Now that we've established the difference between perfumery and art, the question remains: can a perfume connoisseur ever be a senior "expert" in perfumery? The answer is built into our discoveries regarding the Great Divide - if understanding the intellectual motivation behind art is necessary to make one an art expert, then one must understand something more than the intellectual motivation behind perfume in order to be a perfume expert, for there is little to no intellectual motivation behind perfume. The motivation behind perfume is invariably linked to fulfilling a request, usually commercial in nature, and is therefore not enough to flesh out one's expertise.

In order to become a perfume expert, one must possess something more than a fundamental knowledge of what drives the creation of perfume. In order to be a perfume expert, one must possess a fundamental and first-hand knowledge of the perfume-making process itself. This is in stark contrast to the expertise of an art aficionado; the Pollock expert doesn't need to be skilled in drip painting to claim intellectual territory, but does need a thorough understanding of how Pollock influences the larger modern and postmodern cultural aesthetic. This understanding makes one well-versed in the before, during, and after effects of Pollock's creative process, and it is this arch that enlightens us.

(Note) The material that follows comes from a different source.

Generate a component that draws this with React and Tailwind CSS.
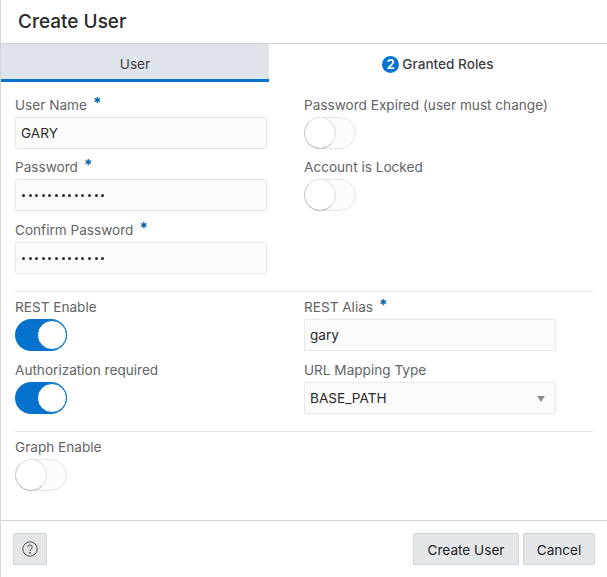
const inputCls =
  "flex h-[32px] w-[252px] items-center rounded-[2px] border border-[#e8e8e8] bg-[#fbfbfb] px-[5px] pt-[1px] text-[13.6px] text-[#2c2a28]";

const Field = ({ label, required, children, className = "" }) => (
  <div className={`flex flex-col ${className}`}>
    <div className="flex h-[24px] items-center text-[13.6px] text-[#646464]">
      {label}
      {required && (
        <span className="ml-[6px] -translate-y-[3px] text-[15px] font-bold leading-none text-[#04639e]">*</span>
      )}
    </div>
    {children}
  </div>
);

const Toggle = ({ on }) =>
  on ? (
    <div className="flex h-[32px] w-[52px] items-center justify-end rounded-full bg-[#0572ce]">
      <div className="h-[30px] w-[30px] rounded-full border border-[#0572ce] bg-white"></div>
    </div>
  ) : (
    <div className="relative h-[32px] w-[52px] rounded-full border border-[#e6e6e6] bg-[#fcfcfc]">
      <div className="absolute -left-px -top-px h-[32px] w-[32px] rounded-full border-[1.5px] border-t-[#e0e0e0] border-r-[#dedede] border-b-[#bcbcbc] border-l-[#c8c8c8] bg-white"></div>
    </div>
  );

const Dots = () => (
  <div className="ml-[1px] flex gap-[3.6px]">
    {Array.from({ length: 13 }).map((_, i) => (
      <span key={i} className="h-[3px] w-[3px] rounded-full bg-[#2c2a28]"></span>
    ))}
  </div>
);

export default function App() {
  return (
    <div
      className="flex h-[577px] w-[607px] flex-col border-l border-[#d6d6d6] bg-white"
      style={{ fontFamily: "Inter, 'Liberation Sans', sans-serif" }}
    >
      <div className="flex h-[44px] shrink-0 items-center border-b border-[#cfcfcf] pl-[17px] pt-[1px] text-[19px] font-medium text-[#2a2a2a]">
        Create User
      </div>

      <div className="flex h-[38px] shrink-0">
        <div className="flex w-[268px] items-center justify-center border-b-[3px] border-[#0572ce] bg-[#dfe4ea] pt-[5px] text-[13.6px] text-[#3f3f3f]">
          User
        </div>
        <div className="flex flex-1 items-center justify-center pt-[2px] text-[13.6px] font-medium text-[#3f3f3f]">
          <span className="mr-[3px] flex h-[17px] w-[17px] items-center justify-center rounded-full bg-[#0572ce] text-[13.5px] font-semibold text-white">
            2
          </span>
          Granted Roles
        </div>
      </div>

      <div className="flex flex-1 flex-col px-[14px] pt-[11px]">
        <div className="flex border-b border-[#e4e4e4] pb-[17px]">
          <div className="flex w-[289px] flex-col">
            <Field label="User Name" required>
              <div className={inputCls}>GARY</div>
            </Field>
            <Field label="Password" required className="mt-[6px]">
              <div className={inputCls}>
                <Dots />
              </div>
            </Field>
            <Field label="Confirm Password" required className="mt-[7px]">
              <div className={inputCls}>
                <Dots />
              </div>
            </Field>
          </div>
          <div className="flex flex-col gap-[6px]">
            <Field label="Password Expired (user must change)">
              <Toggle />
            </Field>
            <Field label="Account is Locked">
              <Toggle />
            </Field>
          </div>
        </div>

        <div className="flex border-b border-[#e4e4e4] pt-[3px] pb-[17px]">
          <div className="flex w-[289px] flex-col gap-[7px]">
            <Field label="REST Enable">
              <Toggle on />
            </Field>
            <Field label="Authorization required">
              <Toggle on />
            </Field>
          </div>
          <div className="flex flex-col gap-[7px]">
            <Field label="REST Alias" required>
              <div className={inputCls}>gary</div>
            </Field>
            <Field label="URL Mapping Type">
              <div className={`${inputCls} justify-between`}>
                BASE_PATH
                <span className="mr-[5px] h-0 w-0 border-x-[4.5px] border-t-[6px] border-x-transparent border-t-[#8c8c8c]"></span>
              </div>
            </Field>
          </div>
        </div>

        <div className="pt-[3px]">
          <Field label="Graph Enable">
            <Toggle />
          </Field>
        </div>
      </div>

      <div className="flex h-[57px] shrink-0 items-start justify-between border-t border-[#d0d0d0] pt-[12px] pl-[12px] pr-[12px]">
        <button className="flex h-[32px] w-[34px] items-center justify-center rounded-[2px] border border-[#cfd3d6] bg-[#e4e7ea]">
          <svg width="16" height="16" viewBox="0 0 16 16" fill="none" stroke="#4a4a4a" strokeWidth="1">
            <circle cx="8" cy="8" r="7.2" />
            <path d="M5.8 6.2a2.2 2.2 0 1 1 3.4 1.8c-.8.5-1.2 1-1.2 2" />
            <circle cx="8" cy="11.8" r="0.5" fill="#4a4a4a" />
          </svg>
        </button>
        <div className="flex gap-[4px]">
          <button className="h-[32px] w-[106px] rounded-[2px] border border-[#cfd3d6] bg-[#e4e7ea] pt-[2px] text-[13.6px] text-[#222]">
            Create User
          </button>
          <button className="h-[32px] w-[72px] rounded-[2px] border border-[#cfd3d6] bg-[#e4e7ea] pt-[2px] text-[13.6px] text-[#222]">
            Cancel
          </button>
        </div>
      </div>
    </div>
  );
}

The perfume expert, however, cannot draw from a before, during, and after process because the motivational impetus behind his work originates with other people, for reasons that are usually non-creative. To have expertise, or any kind of "seniority" of knowledge, this expert must have a hand in chemistry, and be capable of accomplishing the chemical constructions of more established perfumers. Anything short of this is simply perfume enthusiasm. And there is nothing separating one perfume enthusiast from another, except perhaps patience, money, and access to a broader range of scents. 

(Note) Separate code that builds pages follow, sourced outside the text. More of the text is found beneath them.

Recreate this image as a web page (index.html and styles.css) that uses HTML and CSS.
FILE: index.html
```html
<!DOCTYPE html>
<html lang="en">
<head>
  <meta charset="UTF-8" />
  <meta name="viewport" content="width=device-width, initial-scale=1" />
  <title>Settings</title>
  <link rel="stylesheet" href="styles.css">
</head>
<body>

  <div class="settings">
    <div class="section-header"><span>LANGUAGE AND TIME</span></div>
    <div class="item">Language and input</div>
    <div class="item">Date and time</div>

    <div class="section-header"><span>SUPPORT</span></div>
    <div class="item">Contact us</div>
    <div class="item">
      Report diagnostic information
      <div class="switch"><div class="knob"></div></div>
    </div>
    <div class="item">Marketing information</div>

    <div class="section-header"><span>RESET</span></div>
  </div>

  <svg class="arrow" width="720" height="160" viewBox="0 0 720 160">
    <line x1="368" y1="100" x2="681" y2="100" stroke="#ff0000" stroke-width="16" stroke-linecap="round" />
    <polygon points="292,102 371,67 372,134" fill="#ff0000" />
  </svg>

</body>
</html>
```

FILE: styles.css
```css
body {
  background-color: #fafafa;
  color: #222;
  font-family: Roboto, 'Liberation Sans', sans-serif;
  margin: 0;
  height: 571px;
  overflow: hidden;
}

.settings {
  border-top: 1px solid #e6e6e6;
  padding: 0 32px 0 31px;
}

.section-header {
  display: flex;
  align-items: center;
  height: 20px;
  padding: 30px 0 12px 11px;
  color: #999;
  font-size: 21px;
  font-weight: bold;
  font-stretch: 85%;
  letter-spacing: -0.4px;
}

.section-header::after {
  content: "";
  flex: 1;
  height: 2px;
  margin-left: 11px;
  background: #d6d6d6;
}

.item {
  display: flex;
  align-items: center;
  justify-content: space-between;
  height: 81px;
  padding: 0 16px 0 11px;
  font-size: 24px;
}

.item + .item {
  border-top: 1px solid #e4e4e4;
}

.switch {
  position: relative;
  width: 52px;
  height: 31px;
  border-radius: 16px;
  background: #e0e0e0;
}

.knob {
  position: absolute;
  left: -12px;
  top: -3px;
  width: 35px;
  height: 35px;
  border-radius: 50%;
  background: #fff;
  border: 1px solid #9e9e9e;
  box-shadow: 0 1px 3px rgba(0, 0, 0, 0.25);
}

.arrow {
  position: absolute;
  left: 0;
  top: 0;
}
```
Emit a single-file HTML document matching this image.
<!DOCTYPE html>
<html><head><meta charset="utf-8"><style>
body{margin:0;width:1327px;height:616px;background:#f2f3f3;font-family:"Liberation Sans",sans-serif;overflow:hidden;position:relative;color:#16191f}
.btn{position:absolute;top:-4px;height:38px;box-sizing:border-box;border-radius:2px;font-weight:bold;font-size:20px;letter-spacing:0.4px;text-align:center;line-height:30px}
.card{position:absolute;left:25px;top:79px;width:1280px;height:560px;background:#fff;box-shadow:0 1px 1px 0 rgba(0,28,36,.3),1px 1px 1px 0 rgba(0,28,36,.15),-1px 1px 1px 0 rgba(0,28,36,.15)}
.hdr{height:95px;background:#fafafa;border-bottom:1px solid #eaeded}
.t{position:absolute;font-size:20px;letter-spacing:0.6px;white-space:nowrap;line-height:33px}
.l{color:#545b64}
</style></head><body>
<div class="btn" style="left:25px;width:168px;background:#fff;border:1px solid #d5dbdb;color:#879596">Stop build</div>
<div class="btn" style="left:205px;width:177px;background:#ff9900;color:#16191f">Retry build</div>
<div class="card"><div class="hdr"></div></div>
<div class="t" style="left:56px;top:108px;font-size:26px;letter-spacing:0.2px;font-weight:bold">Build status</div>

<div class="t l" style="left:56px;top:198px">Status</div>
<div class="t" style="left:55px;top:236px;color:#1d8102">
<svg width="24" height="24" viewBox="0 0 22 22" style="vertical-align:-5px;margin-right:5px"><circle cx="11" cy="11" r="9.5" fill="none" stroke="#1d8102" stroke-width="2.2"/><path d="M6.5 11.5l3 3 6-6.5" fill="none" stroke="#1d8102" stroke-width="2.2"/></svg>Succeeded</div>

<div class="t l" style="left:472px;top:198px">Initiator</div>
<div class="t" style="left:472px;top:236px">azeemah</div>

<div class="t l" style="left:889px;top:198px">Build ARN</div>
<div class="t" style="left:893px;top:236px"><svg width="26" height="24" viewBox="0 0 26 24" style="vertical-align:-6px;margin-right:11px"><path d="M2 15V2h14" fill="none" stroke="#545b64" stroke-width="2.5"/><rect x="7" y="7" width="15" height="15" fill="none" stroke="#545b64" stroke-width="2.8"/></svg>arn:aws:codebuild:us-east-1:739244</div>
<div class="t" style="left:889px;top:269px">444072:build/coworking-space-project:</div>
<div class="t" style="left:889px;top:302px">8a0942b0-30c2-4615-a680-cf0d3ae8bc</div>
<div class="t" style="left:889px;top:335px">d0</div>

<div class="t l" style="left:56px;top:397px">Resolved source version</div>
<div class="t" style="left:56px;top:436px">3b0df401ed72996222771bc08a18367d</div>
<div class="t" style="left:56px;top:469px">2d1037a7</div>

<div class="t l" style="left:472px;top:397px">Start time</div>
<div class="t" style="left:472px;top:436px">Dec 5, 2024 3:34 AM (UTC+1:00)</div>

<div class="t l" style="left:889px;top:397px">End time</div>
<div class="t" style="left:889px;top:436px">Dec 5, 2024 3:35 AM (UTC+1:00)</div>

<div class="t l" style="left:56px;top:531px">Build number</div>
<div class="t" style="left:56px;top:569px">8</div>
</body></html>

One enthusiast may be limited to drugstore scents like Aqua Velva, Brut, and Old Spice, while another may collect a wide range of perfumes by Lutens, Creed, Montale, and Amouage. One may have the predilection to explore the extensive backstories behind famous perfumes, while the other may be content to settle for marketing blurbs. The two are basically the same person, with Woody Allen's equation of comedy equalizing them (comedy = tragedy + distance). It is tragic that one is financially limited and could have a much broader range of olfactory experiences, if only he had more money. It is remote aloofness that allows the wealthy to revel in the exotic expressions of various niche houses unhindered. It's funny that both are, in the end, situated in the exact same place, often without ever realizing it.

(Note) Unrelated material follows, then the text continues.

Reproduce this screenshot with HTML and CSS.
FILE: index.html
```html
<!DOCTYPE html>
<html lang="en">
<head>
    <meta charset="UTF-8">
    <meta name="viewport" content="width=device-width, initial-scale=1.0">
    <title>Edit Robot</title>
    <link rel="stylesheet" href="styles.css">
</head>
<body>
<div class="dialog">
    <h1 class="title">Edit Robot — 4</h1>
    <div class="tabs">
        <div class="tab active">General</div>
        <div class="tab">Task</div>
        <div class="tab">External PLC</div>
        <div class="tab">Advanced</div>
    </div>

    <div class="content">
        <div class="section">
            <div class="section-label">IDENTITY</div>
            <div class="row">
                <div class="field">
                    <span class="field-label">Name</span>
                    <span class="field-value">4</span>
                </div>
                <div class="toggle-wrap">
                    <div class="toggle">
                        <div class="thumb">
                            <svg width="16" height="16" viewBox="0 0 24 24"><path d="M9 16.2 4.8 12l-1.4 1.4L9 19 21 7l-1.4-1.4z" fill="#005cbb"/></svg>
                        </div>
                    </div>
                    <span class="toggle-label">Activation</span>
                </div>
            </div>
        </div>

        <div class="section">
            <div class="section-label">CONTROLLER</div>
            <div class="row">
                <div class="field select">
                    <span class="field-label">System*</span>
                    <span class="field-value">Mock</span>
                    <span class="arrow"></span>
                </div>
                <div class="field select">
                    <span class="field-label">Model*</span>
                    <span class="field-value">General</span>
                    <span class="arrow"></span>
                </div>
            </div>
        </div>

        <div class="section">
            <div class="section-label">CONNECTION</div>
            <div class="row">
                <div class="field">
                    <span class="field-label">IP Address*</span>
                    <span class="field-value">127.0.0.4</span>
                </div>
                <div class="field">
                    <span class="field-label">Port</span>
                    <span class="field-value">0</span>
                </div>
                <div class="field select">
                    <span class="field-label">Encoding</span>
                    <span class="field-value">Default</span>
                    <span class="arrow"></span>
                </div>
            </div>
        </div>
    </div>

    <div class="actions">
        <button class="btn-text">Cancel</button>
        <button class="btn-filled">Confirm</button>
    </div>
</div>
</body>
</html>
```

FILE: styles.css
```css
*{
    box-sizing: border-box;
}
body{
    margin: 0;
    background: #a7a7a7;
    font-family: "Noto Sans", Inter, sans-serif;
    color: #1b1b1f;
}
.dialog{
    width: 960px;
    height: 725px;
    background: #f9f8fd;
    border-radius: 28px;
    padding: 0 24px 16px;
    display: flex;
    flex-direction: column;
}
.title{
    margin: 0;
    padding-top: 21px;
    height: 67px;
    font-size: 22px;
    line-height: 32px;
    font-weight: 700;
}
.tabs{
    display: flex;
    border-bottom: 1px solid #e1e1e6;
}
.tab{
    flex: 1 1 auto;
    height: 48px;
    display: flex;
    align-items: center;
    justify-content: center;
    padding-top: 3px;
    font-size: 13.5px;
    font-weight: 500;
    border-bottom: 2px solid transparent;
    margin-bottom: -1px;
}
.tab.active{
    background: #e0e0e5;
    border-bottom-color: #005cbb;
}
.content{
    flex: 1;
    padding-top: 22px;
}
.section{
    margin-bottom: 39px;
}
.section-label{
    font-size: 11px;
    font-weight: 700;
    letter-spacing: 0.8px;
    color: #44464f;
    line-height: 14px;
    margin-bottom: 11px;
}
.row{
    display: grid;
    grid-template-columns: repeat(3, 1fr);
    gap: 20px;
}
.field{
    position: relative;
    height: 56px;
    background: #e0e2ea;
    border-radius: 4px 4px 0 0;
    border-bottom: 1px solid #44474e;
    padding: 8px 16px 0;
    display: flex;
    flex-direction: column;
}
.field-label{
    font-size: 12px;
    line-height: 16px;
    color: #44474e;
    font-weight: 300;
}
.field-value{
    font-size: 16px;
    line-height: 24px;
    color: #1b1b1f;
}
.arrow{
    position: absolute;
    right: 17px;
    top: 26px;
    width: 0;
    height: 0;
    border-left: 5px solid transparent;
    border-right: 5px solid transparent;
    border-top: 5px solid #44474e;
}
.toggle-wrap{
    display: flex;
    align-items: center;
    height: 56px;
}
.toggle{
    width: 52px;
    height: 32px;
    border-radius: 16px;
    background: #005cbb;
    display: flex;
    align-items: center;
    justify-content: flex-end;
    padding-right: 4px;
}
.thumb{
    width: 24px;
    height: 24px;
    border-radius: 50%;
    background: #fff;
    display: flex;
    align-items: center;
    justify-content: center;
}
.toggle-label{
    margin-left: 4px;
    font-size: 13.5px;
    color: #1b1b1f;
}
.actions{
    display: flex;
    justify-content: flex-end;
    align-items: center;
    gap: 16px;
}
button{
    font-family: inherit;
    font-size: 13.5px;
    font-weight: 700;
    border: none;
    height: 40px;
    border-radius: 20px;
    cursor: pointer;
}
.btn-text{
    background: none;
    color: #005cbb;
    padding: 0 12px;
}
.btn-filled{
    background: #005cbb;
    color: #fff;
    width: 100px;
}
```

So there you have it. Perfumery is not an art after all. I can't tell you what to do, but I recommend that you challenge anyone who suggests it is. And the next time someone tries to intimidate you with their "expertise" in perfumery, remind them that we all have the same primitive olfactory epicenter in our brains, but not all of us have the ability to create the things that tap into them. Those that do are the real "experts." The rest of us are just enthusiastic admirers from afar.